## DESCRIPTION OF THE TASK:
Print the data exactly, leaving nothing out.

——————————

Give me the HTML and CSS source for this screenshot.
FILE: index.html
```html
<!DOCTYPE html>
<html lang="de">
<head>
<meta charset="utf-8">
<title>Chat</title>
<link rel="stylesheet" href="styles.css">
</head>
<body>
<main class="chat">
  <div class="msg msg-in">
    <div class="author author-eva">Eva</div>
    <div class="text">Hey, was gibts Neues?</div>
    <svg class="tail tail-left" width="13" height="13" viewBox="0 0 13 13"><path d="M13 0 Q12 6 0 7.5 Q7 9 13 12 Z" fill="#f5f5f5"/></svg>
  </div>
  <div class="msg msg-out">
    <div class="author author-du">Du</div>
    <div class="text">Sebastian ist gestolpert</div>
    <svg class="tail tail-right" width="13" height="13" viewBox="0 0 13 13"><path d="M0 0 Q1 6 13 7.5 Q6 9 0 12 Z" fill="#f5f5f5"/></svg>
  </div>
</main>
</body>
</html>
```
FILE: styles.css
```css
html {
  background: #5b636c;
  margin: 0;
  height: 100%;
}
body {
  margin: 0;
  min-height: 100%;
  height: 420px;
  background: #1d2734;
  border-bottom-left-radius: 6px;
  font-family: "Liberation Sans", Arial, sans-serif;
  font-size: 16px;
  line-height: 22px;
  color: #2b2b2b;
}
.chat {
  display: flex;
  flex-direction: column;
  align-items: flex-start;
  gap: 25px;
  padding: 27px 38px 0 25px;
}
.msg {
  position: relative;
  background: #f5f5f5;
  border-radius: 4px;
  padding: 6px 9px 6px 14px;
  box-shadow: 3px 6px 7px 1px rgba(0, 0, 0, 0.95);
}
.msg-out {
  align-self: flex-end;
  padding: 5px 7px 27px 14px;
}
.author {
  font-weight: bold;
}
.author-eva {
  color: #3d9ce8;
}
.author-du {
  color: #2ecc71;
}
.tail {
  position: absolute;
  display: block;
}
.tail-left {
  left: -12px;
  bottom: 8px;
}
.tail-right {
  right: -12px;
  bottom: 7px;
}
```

——————————

## THE RESULT:
Give me the HTML and CSS source for this screenshot.
FILE: index.html
```html
<!DOCTYPE html>
<html lang="de">
<head>
<meta charset="utf-8">
<title>Chat</title>
<link rel="stylesheet" href="styles.css">
</head>
<body>
<main class="chat">
  <div class="msg msg-in">
    <div class="author author-eva">Eva</div>
    <div class="text">Hey, was gibts Neues?</div>
    <svg class="tail tail-left" width="13" height="13" viewBox="0 0 13 13"><path d="M13 0 Q12 6 0 7.5 Q7 9 13 12 Z" fill="#f5f5f5"/></svg>
  </div>
  <div class="msg msg-out">
    <div class="author author-du">Du</div>
    <div class="text">Sebastian ist gestolpert</div>
    <svg class="tail tail-right" width="13" height="13" viewBox="0 0 13 13"><path d="M0 0 Q1 6 13 7.5 Q6 9 0 12 Z" fill="#f5f5f5"/></svg>
  </div>
</main>
</body>
</html>
```
FILE: styles.css
```css
html {
  background: #5b636c;
  margin: 0;
  height: 100%;
}
body {
  margin: 0;
  min-height: 100%;
  height: 420px;
  background: #1d2734;
  border-bottom-left-radius: 6px;
  font-family: "Liberation Sans", Arial, sans-serif;
  font-size: 16px;
  line-height: 22px;
  color: #2b2b2b;
}
.chat {
  display: flex;
  flex-direction: column;
  align-items: flex-start;
  gap: 25px;
  padding: 27px 38px 0 25px;
}
.msg {
  position: relative;
  background: #f5f5f5;
  border-radius: 4px;
  padding: 6px 9px 6px 14px;
  box-shadow: 3px 6px 7px 1px rgba(0, 0, 0, 0.95);
}
.msg-out {
  align-self: flex-end;
  padding: 5px 7px 27px 14px;
}
.author {
  font-weight: bold;
}
.author-eva {
  color: #3d9ce8;
}
.author-du {
  color: #2ecc71;
}
.tail {
  position: absolute;
  display: block;
}
.tail-left {
  left: -12px;
  bottom: 8px;
}
.tail-right {
  right: -12px;
  bottom: 7px;
}
```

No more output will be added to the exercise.